プロ英語教師に求められるもの

野澤和典(のざわ・かずのり/豊橋技術科学大学)

周知のように英語教師のプロになるのは生易しいことではない。しかし、短大や大学の英文学・英語・言語学等を専攻し卒業して教員免許状を取得さえすれば、公私立学校での教員採用試験に受験できるし、採用されるとその2〜4年間で学んだ”無駄の少ない”専門なるものを引っさげて現場へ入り、その道数十年のベテラン教師と同等の立場で教育者として活動できる。しかし、大学で学んだこと、卒業論文作成のために研究したことがどれだけ役に立つのだろうか。大学では英語及び関連科目を履修したのだから、英語が教えられる筈であるという論理は必ずしも適当ではない。拡大解釈になるが、日本人だから、国語・国文学を専攻したから、外国人に日本語を教えられるとは限らないのと同じである。特にこれまでの英語教員養成プログラムを考えると、プロ英語教師に求められる基本的な英語力、言語材料や教授法に対する全般的な知識や技能がそれ程なくても残念ながら資格は取れるのである。大学卒業まで常に低空飛行(不合格すれすれの合格点)でも卒業は卒業と見なされる。勿論、成績さえよければよいというものでもない。しかし、教師は常にAクラスのあるいはそれを目指す教師であらねばならない職業であると思う。そういった気持ちがないのなら、プロ教師失格ではないだろうか。

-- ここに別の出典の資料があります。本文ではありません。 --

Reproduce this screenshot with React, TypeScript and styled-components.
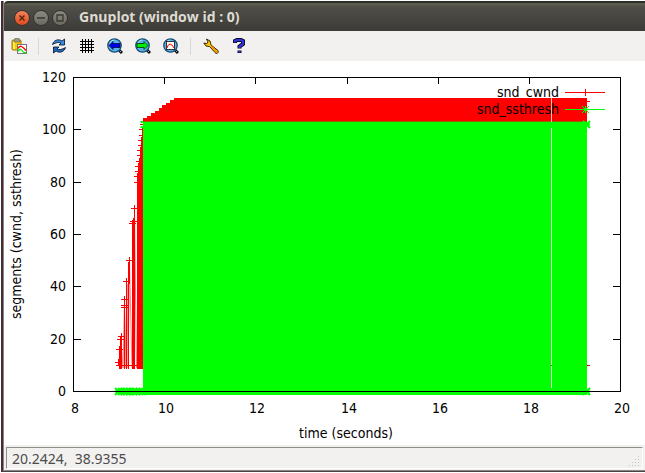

高等教育機関である大学の英語教師には、中学・高校と違って、少し厳しい資格条件等が求められるのは当然である。大学院を出てすぐに採用され、常勤教員として大学の教壇に立つことはあまりない。例え採用されても助手として教育現場を多少手助けするぐらいで雑用に追いまくられるのが普通であろう。あるいは、恩師の紹介で職場を求め、非常勤講師としてあちこち走り回るかのいずれかである。数年後に常勤講師以上に昇任あるいは採用されると、最低限の教育・研究活動しかせず、「我に得とならずんば関知せず」というような”非常勤”常勤教師になってしまうような方がいる。「人間は本来なまけものである」という観点に立てば、これもうなずけない訳ではない。しかし、大学のプロ英語教師としては失格である。自分の力を過信し、英語教育界の動向にも、教育者として同僚たちが何を研究しているかにも無関心でいる唯我独尊的教師は、例え英語力は優れていても、よいプロ英語教師とは言えない。学生と同様、教師も常に学び続けていることを示す研究論文等の作成は、自分の専門分野に関する自主的な研究だと言えても、1年に1度あるいは何年に1度かは紀要・学会誌等で発表する姿勢が必要である。また、プロとして欠かせないのは、積極的な自己研修である。語学を教えている以上、常に”生きた”英語の習得やその関連知識の獲得に終始する必要がある。それには、公費による機会を利用するばかりでなく、数年に1度は私費でも内外の短期研修に参加し、自らの語学力アップや文化の習得を目指すと共に、新しい英語教育の動向に敏感でなければならない。私が聴講したある英語科教育法クラス担当の某大学の某教授は、数多い英語教育学会にもほとんど属さず、主たる英語教育関連雑誌も購読せずに自己経験談的に教えていたが、私を含め大半の受講生はその授業内容に物足りなさを感じてたのは否めない。

英語教授法についてもこれまでの調査・研究等で明白なように、その教師が学生時代に恩師から学んだ教え方だけでよいはずはない。また、唯一絶対にして最善であるというものは有り得ない。当然、教師は右往左往しながら、教育環境や学習者の能力・レベルに適応した教授法を見い出し、信念を持って臨んでいく必要がある。そして、先輩や同僚の授業を参観したり、学会等における研修を通して経験を積み、さらにより良いものに改善していく姿勢も不可欠である。また、文書や教材の作成、デ−タ処理等に必要な教育工学補助具であるコンピュ−タの知識と操作技能を修得することが望まれる。

現場の教師に今求められているものは、プロ英語教師としてのより一層の意識改革と行動であり、そのための内外研修への積極的な参加である。また、行政側には教室そのものや視聴覚・情報機器等の教育環境の改善整備、研究予算費や旅費の増額及び優秀な教員確保に不可欠な給与等の大幅な改善であると思う。


*この小論は『現代英語教育』大修館書店、1992年、7月号、p. 6に掲載されたものである。